FLAG ON DEVIL'S ISLAND

By

Publisher: Doubleday

This is the life story of Francis Lagrange, who was discovered by an American in 1959 because of Lagrange's interesting, primitive but spectacular pictures of convict life in the penal colony where he spent 15 years. Lagrange's story, in his own words, is roughly divided between the time he spent in the colony and his career as an artist and counterfeiter which led to his internment there. While what he has to say about the now liquidated Devil's Island is interesting- and surprising (there were few injustices, abuses, or atrocities- and earlier accounts have been grossly sensationalized), still the first half of the book which follows his quixotic romantic and criminal career is far more absorbing.
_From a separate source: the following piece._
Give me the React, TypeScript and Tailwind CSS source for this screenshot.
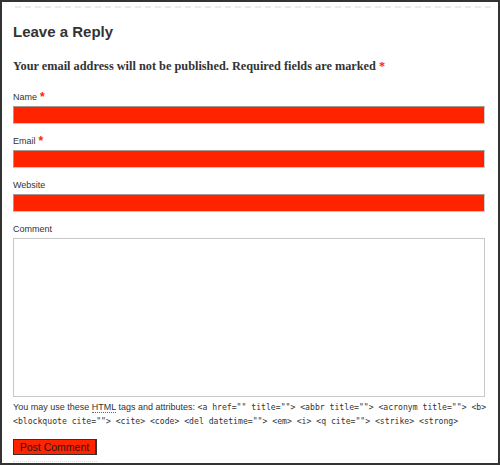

After an interrupted marriage to a German girl and his deportation back to France, Lagrange tried to make a living as an artist, failed, and was disastrously in debt in an attempt to live up to the tastes of two mistresses. He drifted into counterfeiting when asked to duplicate rare stamps, went on into counterfeit money (British and American- far easier), and his great coup and chef d'oeuvre was the replica of a Fra Filippo Lippt triptych (a work of some months- at night) in the Cathedral of Bouen, which was later taken from the walls and sold to a California millionaire, while his own replaced the original. The detection of the fraud, after the 1929 crash, and his later counterfeiting of French notes led to his arrest and imprisonment-serving concurrent sentences... minor annals of crime and punishment, but unusual.